Significantly, these are questions troubling not only the Roman Catholic Church and other religious groups. They have become the burning concern of millions of people throughout Western Europe and the United States. The Reagan administration may charge that the nuclear freeze movement is being manipulated by the Soviet KGB. But, however Moscow seeks to exploit the movement - and it surely does - it would be self-deceiving not to recognize the genuine grass-roots impetus behind it.

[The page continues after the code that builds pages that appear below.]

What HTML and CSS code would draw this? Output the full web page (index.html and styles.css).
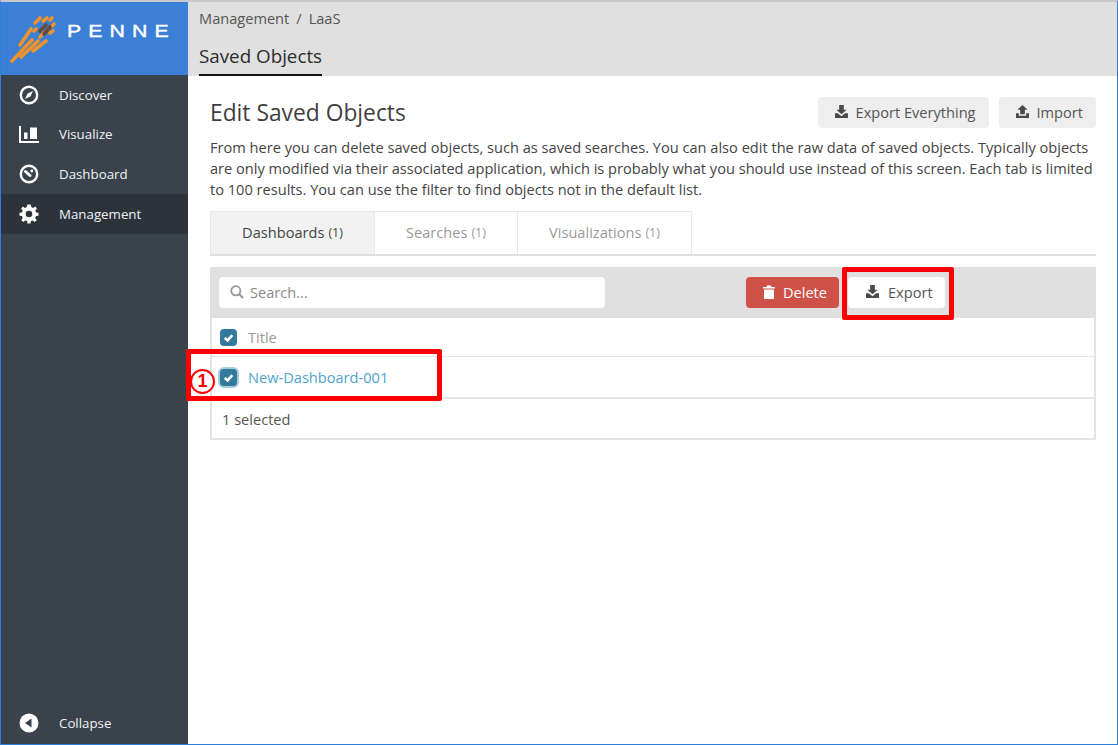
FILE: index.html
```html
<!DOCTYPE html>
<html lang="en">
<head>
<meta charset="utf-8">
<title>Saved Objects</title>
<link rel="stylesheet" href="styles.css">
</head>
<body>
<div class="frame">
  <aside class="sidebar">
    <div class="logo">
      <svg class="logo-mark" width="52" height="52" viewBox="10 13 52 52">
        <g stroke="#f0932b" stroke-width="3.600" stroke-linecap="round">
          <path d="M12 61 L32 40"/><path d="M21 57 L38 41"/><path d="M33 51 L46 41"/>
          <path d="M20 45 L31 29"/><path d="M35 23 L40 18"/><path d="M43 21 L47 18"/>
          <path d="M50 20 L52 18"/><path d="M34 31 L36 29"/><path d="M52 26 L54 24"/>
          <path d="M50 33 L53 31"/><path d="M40 37 L44 33"/>
        </g>
        <g stroke="#6b4a35" stroke-width="3.600" stroke-linecap="round">
          <path d="M40 31 L46 25"/><path d="M44 34 L50 27"/>
        </g>
      </svg>
      <span class="logo-text">PENNE</span>
    </div>
    <nav class="nav">
      <a class="nav-item">
        <svg class="nav-icon" viewBox="0 0 20 20"><circle cx="10" cy="10" r="8.200" fill="none" stroke="#fff" stroke-width="2.400"/><path d="M14 6 L11.400 11.400 L6 14 L8.600 8.600 Z" fill="#fff"/></svg>
        <span>Discover</span>
      </a>
      <a class="nav-item">
        <svg class="nav-icon" viewBox="0 0 20 20"><path d="M1 2 V18 H20" fill="none" stroke="#fff" stroke-width="2"/><rect x="5" y="8.500" width="3.500" height="6.500" fill="#fff"/><rect x="11" y="3.500" width="7" height="11.500" fill="#fff"/></svg>
        <span>Visualize</span>
      </a>
      <a class="nav-item">
        <svg class="nav-icon" viewBox="0 0 20 20"><circle cx="10" cy="10" r="8.200" fill="none" stroke="#fff" stroke-width="2.400"/><path d="M6.500 7.500 L11 11.500" stroke="#fff" stroke-width="3" stroke-linecap="round"/><circle cx="12.800" cy="7" r="1.400" fill="#fff"/></svg>
        <span>Dashboard</span>
      </a>
      <a class="nav-item active">
        <svg class="nav-icon" viewBox="0 0 20 20"><path fill="#fff" fill-rule="evenodd" d="M8.300 0.500 H11.700 L12.200 3 L14.200 3.900 L16.400 2.500 L18 4.800 L16.300 6.500 L17 8.400 L19.500 8.800 V11.700 L17 12.100 L16.200 14 L17.700 16.200 L15.500 18 L13.800 16.400 L11.900 17.100 L11.500 19.500 H8.500 L8.100 17.100 L6.200 16.400 L4.400 18 L2.300 16.200 L3.700 14 L3 12.100 L0.500 11.700 V8.800 L3 8.400 L3.700 6.500 L2.100 4.800 L3.800 2.500 L5.800 3.900 L7.800 3 Z M10 6.700 A3.300 3.300 0 1 0 10 13.300 A3.300 3.300 0 1 0 10 6.700 Z"/></svg>
        <span>Management</span>
      </a>
    </nav>
    <a class="nav-item collapse">
      <svg class="nav-icon" viewBox="0 0 20 20"><circle cx="10" cy="10" r="9.500" fill="#fff"/><path d="M12.500 5.500 V14.500 L6 10 Z" fill="#3a424c"/></svg>
      <span>Collapse</span>
    </a>
  </aside>
  <main class="main">
    <header class="topbar">
      <div class="crumbs"><span>Management</span><span class="sep">/</span><span>LaaS</span></div>
      <div class="topbar-tab">Saved Objects</div>
    </header>
    <section class="content">
      <div class="title-row">
        <h1>Edit Saved Objects</h1>
        <div class="title-actions">
          <button class="btn btn-grey">
            <svg class="btn-icon" viewBox="0 0 16 14"><path d="M5.500 0 H10.500 V5 H13.500 L8 10 L2.500 5 H5.500 Z" fill="#4a4a4a"/><path d="M1 9 H4 L8 12 L12 9 H15 V14 H1 Z" fill="#4a4a4a"/></svg>
            Export Everything
          </button>
          <button class="btn btn-grey">
            <svg class="btn-icon" viewBox="0 0 16 14"><path d="M8 0 L13.500 5 H10.500 V10 H5.500 V5 H2.500 Z" fill="#4a4a4a"/><path d="M1 9 H4 V11.500 H12 V9 H15 V14 H1 Z" fill="#4a4a4a"/></svg>
            Import
          </button>
        </div>
      </div>
      <p class="intro">From here you can delete saved objects, such as saved searches. You can also edit the raw data of saved objects. Typically objects are only modified via their associated application, which is probably what you should use instead of this screen. Each tab is limited to 100 results. You can use the filter to find objects not in the default list.</p>
      <div class="tabs">
        <div class="tab active">Dashboards <small>(1)</small></div>
        <div class="tab">Searches <small>(1)</small></div>
        <div class="tab">Visualizations <small>(1)</small></div>
      </div>
      <div class="toolbar">
        <div class="search">
          <svg class="search-icon" viewBox="0 0 14 14"><circle cx="5.800" cy="5.800" r="4.600" fill="none" stroke="#9a9a9a" stroke-width="1.800"/><path d="M9.200 9.200 L13 13" stroke="#9a9a9a" stroke-width="2.200"/></svg>
          <span>Search...</span>
        </div>
        <div class="toolbar-actions">
          <button class="btn btn-danger">
            <svg class="trash" viewBox="0 0 12 14"><path d="M4 0.500 H8 L8.500 2 H12 V3.500 H0 V2 H3.500 Z M1 4.500 H11 V14 H1 Z" fill="#fff"/></svg>
            Delete
          </button>
          <button class="btn btn-white">
            <svg class="btn-icon" viewBox="0 0 16 14"><path d="M5.500 0 H10.500 V5 H13.500 L8 10 L2.500 5 H5.500 Z" fill="#4a4a4a"/><path d="M1 9 H4 L8 12 L12 9 H15 V14 H1 Z" fill="#4a4a4a"/></svg>
            Export
          </button>
        </div>
      </div>
      <div class="table">
        <div class="row row-head"><span class="check"><svg viewBox="0 0 18 18"><path d="M5 9.500 L8 12 L13 6.500" fill="none" stroke="#fff" stroke-width="2.800"/></svg></span><span class="th">Title</span></div>
        <div class="row row-body"><span class="check focus"><svg viewBox="0 0 18 18"><path d="M5 9.500 L8 12 L13 6.500" fill="none" stroke="#fff" stroke-width="2.800"/></svg></span><a class="link">New-Dashboard-001</a></div>
        <div class="row row-foot">1 selected</div>
      </div>
    </section>
  </main>
  <div class="mark mark-export"></div>
  <div class="mark mark-row"></div>
  <div class="step">1</div>
</div>
</body>
</html>
```

FILE: styles.css
```css
* { box-sizing: border-box; }
html, body { margin: 0; height: 100%; }
body { font-family: "Open Sans", sans-serif; color: #444; background: #fff; overflow: hidden; }
.frame {
  position: relative;
  width: 1118px;
  height: 745px;
  display: flex;
  border-top: 2px solid #c8c8cc;
  border-left: 1px solid #2f80d8;
  border-right: 1px solid #2f80d8;
  border-bottom: 1px solid #2f80d8;
}
.sidebar {
  width: 187px;
  flex: none;
  background: #3a424c;
  display: flex;
  flex-direction: column;
  color: #eef2f5;
}
.logo {
  height: 73px;
  background: #3b80d6;
  display: flex;
  align-items: flex-start;
  padding: 11px 0 0 9px;
  gap: 5px;
  flex: none;
}
.logo-mark { flex: none; }
.logo-text {
  color: #fff;
  font-family: "Liberation Sans", sans-serif;
  font-size: 17px;
  line-height: 20px;
  letter-spacing: 5.700px;
  margin-top: 9px;
  -webkit-text-stroke: 0.4px #fff;
  transform: scaleX(1.25);
  transform-origin: left center;
}
.nav { flex: 1; }
.nav-item {
  height: 39.670px;
  display: flex;
  align-items: center;
  padding-left: 18px;
  font-size: 13.300px;
  gap: 20px;
  color: #eef2f5;
}
.nav-item.active { background: #2d333b; }
.nav-icon { width: 20px; height: 20px; flex: none; }
.collapse { margin-bottom: 1px; }
.main { flex: 1; min-width: 0; display: flex; flex-direction: column; }
.topbar { height: 74px; background: #e0e0e0; padding: 0 11px; flex: none; }
.crumbs { font-size: 14.600px; line-height: 19px; padding-top: 7px; color: #555; display: flex; gap: 7px; height: 30px; }
.topbar-tab {
  display: inline-block;
  font-size: 18.800px;
  line-height: 25px;
  height: 44px;
  padding-top: 12px;
  color: #2c2c2c;
  border-bottom: 2px solid #111;
}
.content { padding: 0 21px 0 22px; flex: 1; }
.title-row { display: flex; justify-content: space-between; align-items: center; padding-top: 21px; padding-bottom: 9px; }
h1 { margin: 0; font-size: 22.800px; font-weight: 400; line-height: 30px; color: #3f3f3f; }
.title-actions { display: flex; gap: 10px; }
.btn {
  border: 0;
  font-family: inherit;
  font-size: 14.600px;
  border-radius: 4px;
  height: 31px;
  padding: 0 12px 2px;
  display: inline-flex;
  align-items: center;
  gap: 7px;
  color: #555;
}
.btn-grey { background: #eee; padding: 0 13px 2px 16px; }
.btn-icon { width: 15px; height: 13px; }
.intro { margin: 0; font-size: 14.600px; line-height: 21px; color: #444; width: 886px; }
.tabs { display: flex; margin-top: 11px; height: 45px; border-bottom: 2px solid #e0e0e0; }
.tab {
  height: 43px;
  border: 1px solid #e8e8e8;
  border-left: 0;
  border-bottom: 0;
  padding-bottom: 2px;
  display: flex;
  align-items: center;
  justify-content: center;
  gap: 4px;
  font-size: 14.600px;
  color: #9a9a9a;
  background: #fff;
  white-space: nowrap;
}
.tab:nth-child(1) { width: 165px; background: #f2f2f2; color: #444; border-left: 1px solid #e8e8e8; }
.tab:nth-child(2) { width: 143px; }
.tab:nth-child(3) { width: 174px; }
.tab small { font-size: 12.500px; }
.toolbar {
  margin-top: 11px;
  height: 51px;
  background: #e0e0e0;
  display: flex;
  align-items: center;
  padding-left: 9px;
}
.search {
  width: 386px;
  height: 31px;
  background: #fff;
  border-radius: 4px;
  display: flex;
  align-items: center;
  padding: 0 0 2px 11px;
  gap: 6px;
  font-size: 14.600px;
  color: #8a8a8a;
}
.search-icon { width: 14px; height: 14px; }
.toolbar-actions { display: flex; gap: 9px; margin-left: 141px; }
.btn-danger { background: #cf5249; color: #fff; width: 93px; padding-left: 17px; gap: 8px; }
.trash { width: 12px; height: 14px; }
.btn-white { background: #fff; width: 97px; padding-left: 17px; gap: 8px; }
.table { border: 2px solid #e4e4e4; border-top: 0; }
.row { display: flex; align-items: center; font-size: 14.600px; padding-left: 8px; gap: 11px; }
.row-head { height: 39px; border-bottom: 1px solid #e4e4e4; }
.row-body { height: 42px; border-bottom: 2px solid #e4e4e4; }
.row-foot { height: 39px; padding-left: 10px; color: #555; }
.th { color: #9a9a9a; }
.link { color: #4fa3cc; }
.check {
  width: 17px;
  height: 17px;
  border-radius: 4px;
  background: #32799c;
  display: block;
  flex: none;
}
.check svg { display: block; width: 17px; height: 17px; }
.check.focus { box-shadow: 0 0 0 2px #a6cddd; }
.mark { position: absolute; border: 5px solid #fe0000; border-radius: 2px; }
.mark-export { left: 841px; top: 265px; width: 112px; height: 53px; }
.mark-row { left: 185px; top: 347px; width: 256px; height: 52px; }
.step {
  position: absolute;
  left: 189px;
  top: 367px;
  width: 25px;
  height: 25px;
  border: 2px solid #fe0000;
  border-radius: 50%;
  background: #fff;
  color: #fe0000;
  font-family: "Liberation Sans", sans-serif;
  font-weight: 700;
  font-size: 18px;
  line-height: 21px;
  text-align: center;
}
```
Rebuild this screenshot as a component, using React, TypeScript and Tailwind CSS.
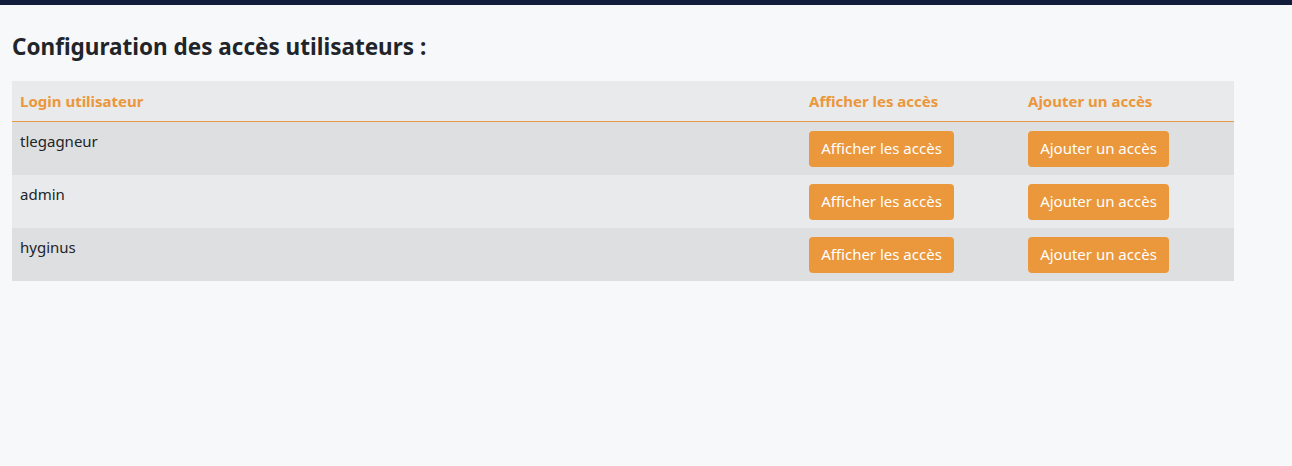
import React from "react";

const users = ["tlegagneur", "admin", "hyginus"];

export default function App() {
  return (
    <div className="min-h-[466px] bg-[#f7f8fa] text-[#212529]" style={{ fontFamily: '"Noto Sans", "Open Sans", sans-serif' }}>
      <div className="h-[5px] bg-[#111d3a]" />
      <div className="px-3">
        <h1 className="pt-[26px] pb-[19px] text-[22.5px] font-bold leading-[31px] text-[#212529]">
          Configuration des accès utilisateurs :
        </h1>
        <table className="w-[1222px] border-separate border-spacing-0 text-[15px]">
          <thead>
            <tr className="bg-[#e9eaec]">
              <th className="h-[41px] w-[789px] border-b border-[#e99a45] px-2 text-left align-middle font-bold text-[#eb973b]">Login utilisateur</th>
              <th className="w-[219px] border-b border-[#e99a45] px-2 text-left align-middle font-bold text-[#eb973b]">Afficher les accès</th>
              <th className="border-b border-[#e99a45] px-2 text-left align-middle font-bold text-[#eb973b]">Ajouter un accès</th>
            </tr>
          </thead>
          <tbody>
            {users.map((u, i) => (
              <tr key={u} className={i % 2 === 0 ? "bg-[#dedfe1]" : "bg-[#e9eaec]"}>
                <td className="h-[53px] px-2 pt-[7px] align-top leading-[24px]">{u}</td>
                <td className="px-2 align-middle">
                  <button className="h-[36px] w-[145px] rounded-[4px] bg-[#eb973b] text-[15px] text-white">Afficher les accès</button>
                </td>
                <td className="px-2 align-middle">
                  <button className="h-[36px] w-[141px] rounded-[4px] bg-[#eb973b] text-[15px] text-white">Ajouter un accès</button>
                </td>
              </tr>
            ))}
          </tbody>
        </table>
      </div>
    </div>
  );
}
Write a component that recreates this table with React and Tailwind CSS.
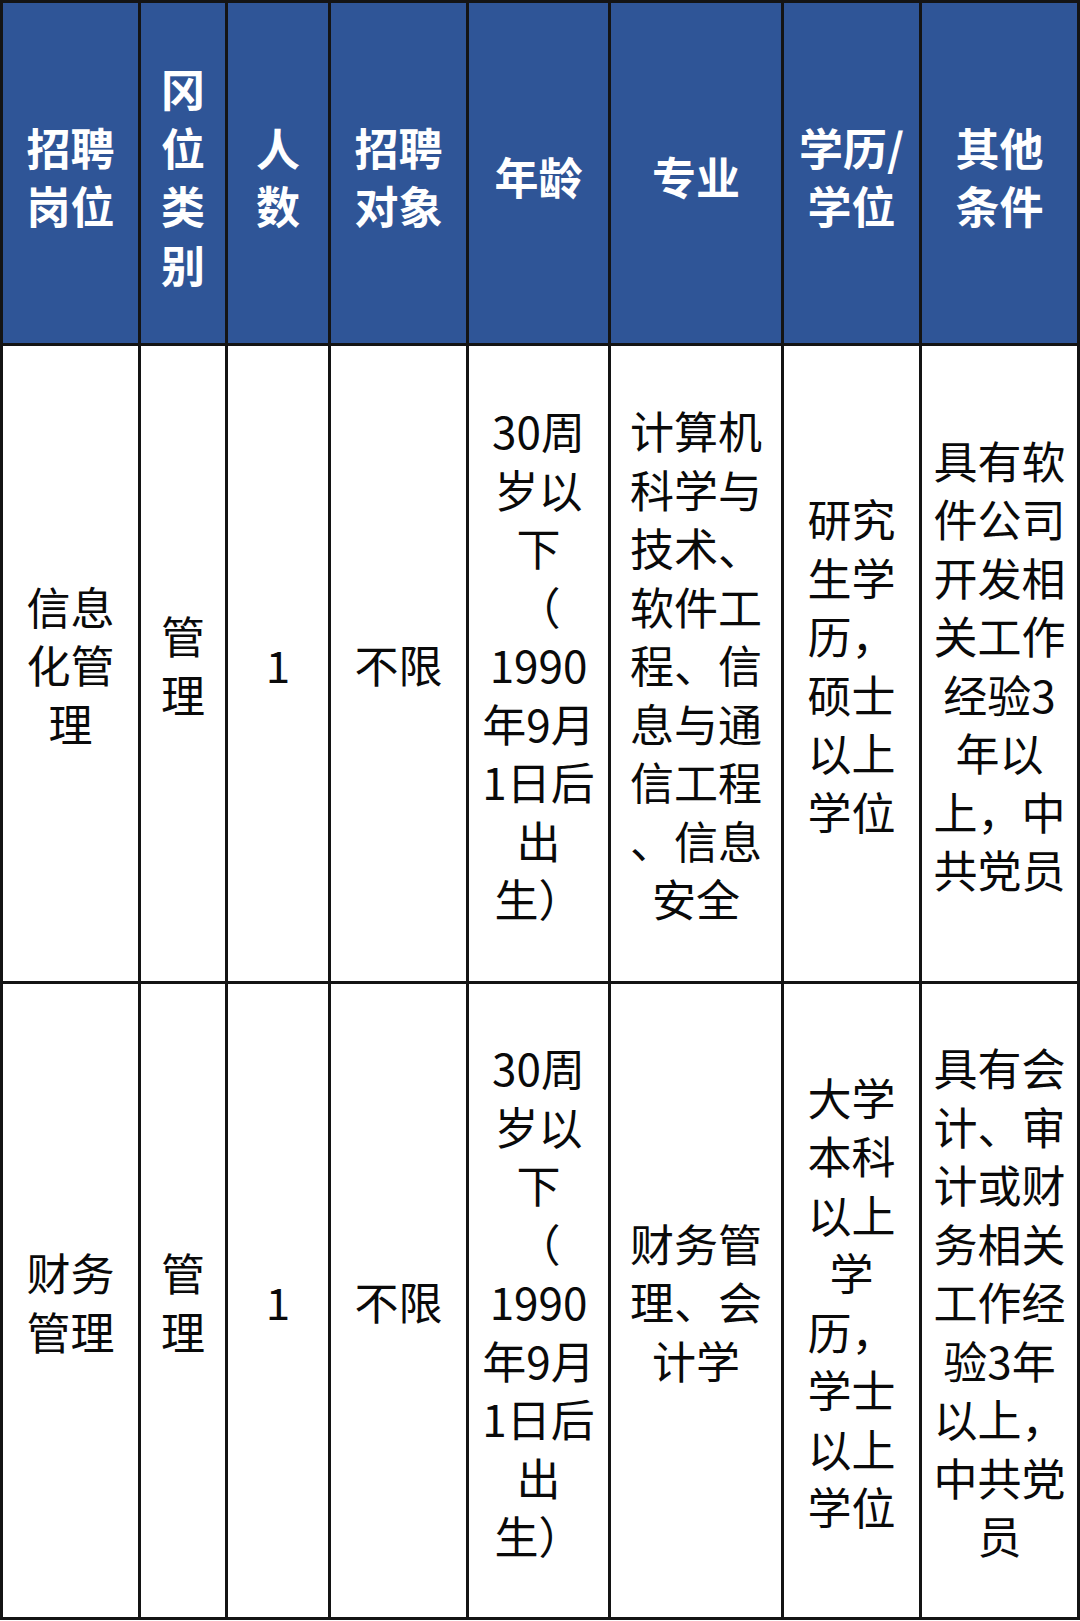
import React from "react";

const header = [
  ["招聘", "岗位"],
  ["冈", "位", "类", "别"],
  ["人", "数"],
  ["招聘", "对象"],
  ["年龄"],
  ["专业"],
  ["学历/", "学位"],
  ["其他", "条件"],
];

const age = ["30周", "岁以", "下", "（", "1990", "年9月", "1日后", "出", "生）"];

const rows = [
  [
    ["信息", "化管", "理"],
    ["管", "理"],
    ["1"],
    ["不限"],
    age,
    ["计算机", "科学与", "技术、", "软件工", "程、信", "息与通", "信工程", "、信息", "安全"],
    ["研究", "生学", "历，", "硕士", "以上", "学位"],
    ["具有软", "件公司", "开发相", "关工作", "经验3", "年以", "上，中", "共党员"],
  ],
  [
    ["财务", "管理"],
    ["管", "理"],
    ["1"],
    ["不限"],
    age,
    ["财务管", "理、会", "计学"],
    ["大学", "本科", "以上", "学", "历，", "学士", "以上", "学位"],
    ["具有会", "计、审", "计或财", "务相关", "工作经", "验3年", "以上，", "中共党", "员"],
  ],
];

const font = { fontFamily: '"Noto Sans CJK SC", "Noto Sans", sans-serif' };

function Lines({ lines }) {
  return (
    <span className="whitespace-nowrap">
      {lines.map((l, j) => (
        <React.Fragment key={j}>
          {j > 0 && <br />}
          {l}
        </React.Fragment>
      ))}
    </span>
  );
}

export default function App() {
  return (
    <div className="w-[1080px] h-[1621px] bg-white" style={font}>
      <div className="grid grid-cols-[135px_84px_100px_135px_139px_170px_135px_155px] grid-rows-[340px_635px_633px] gap-[3px] p-[3px] bg-[#141414] w-[1080px]">
        {header.map((lines, i) => (
          <div
            key={"h" + i}
            className="bg-[#2f5597] flex items-center justify-center text-center text-white font-bold text-[44px] leading-[58.5px] pt-[6px]"
          >
            <Lines lines={lines} />
          </div>
        ))}
        {rows.map((row, r) =>
          row.map((lines, i) => (
            <div
              key={"r" + r + "c" + i}
              className="bg-white flex items-center justify-center text-center text-[#0a0a0a] text-[44px] leading-[58.5px] pt-[2px]"
            >
              <Lines lines={lines} />
            </div>
          ))
        )}
      </div>
    </div>
  );
}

It is, moreover, not only ordinary citizens unsophisticated in their knowledge of nuclear matters who are calling for reappraisal of policies. Note, for instance, how many former British defense chiefs, who long participated in NATO planning, are challenging present doctrines. Or that such former US establishment policymakers as Robert McNamara, McGeorge Bundy, George Kennan, and Gerard Smith warn that any use of nuclear weapons in Europe - by NATO or the Warsaw Pact - would inescapably risk escalating into a ''general nuclear war which would bring ruin to all and victory to none.'' They advocate a policy of no-first-use.
The debate seems to be taking place precisely because the US government has not articulated these issues. Indeed, it is in part the loose rhetoric of some in the administration - concerning the ''winnability'' of a nuclear war and the ''survivability'' of populations - that has triggered such strong public reaction. Statements like the one by a high Defense Department official that in a nuclear war people will survive if they only ''dig a hole, cover it with a couple of doors and then throw three feet of dirt on top'' points to a flippant and insensitive attitude.
If the administration wants to defuse the nuclear peace movement, it will have to face up to these issues in a more analytical way. It will also have to demonstrate progress on arms control. Otherwise other mainline churches may also come out against NATO's first-use policy, raising a profound challenge to political leaders. For how can the nation have a reliable defense policy if it is opposed by many religious leaders?
In its rebuttal to the proposed pastoral letter, the White House maintains that its nuclear arms policies are guided by moral considerations, namely the prevention of war and preservation of values. That argument certainly will appeal to Americans, the vast majority of whom would never countenance a weakening of the nation's armed strength. But claims that America's weapons systems are not designed to be ''first-strike'' systems and that its deterrence posture is ''defensive'' may seem undercut by administration plans to go ahead with the new MX missile.
Somehow Mr. Reagan has yet to persuade his critics that he is in earnest about arms control - especially in light of the weakening of the US Arms Control and Disarmament Agency, the apparent doldrums in the START talks, and the fact that the US has bowed out of negotiations for a comprehensive test-ban treaty and the antisatellite-warfare treaty talks. Slightly more hope is expressed for the East-West talks on intermediate-range nuclear forces inasmuch as there could be political repercussions if NATO proceeds with deployment of the Pershing II and cruise missiles.
President Reagan will best address the concerns of the public, including religious leaders, by making headway on arms control. The change of leadership in the Kremlin provides opportunity for a renewed effort, and Mr. Reagan needs to seize it. On one moral point everyone can agree: a nuclear conflict is to be avoided at all costs. No amount of energy, determination, and political will should be spared toward that end.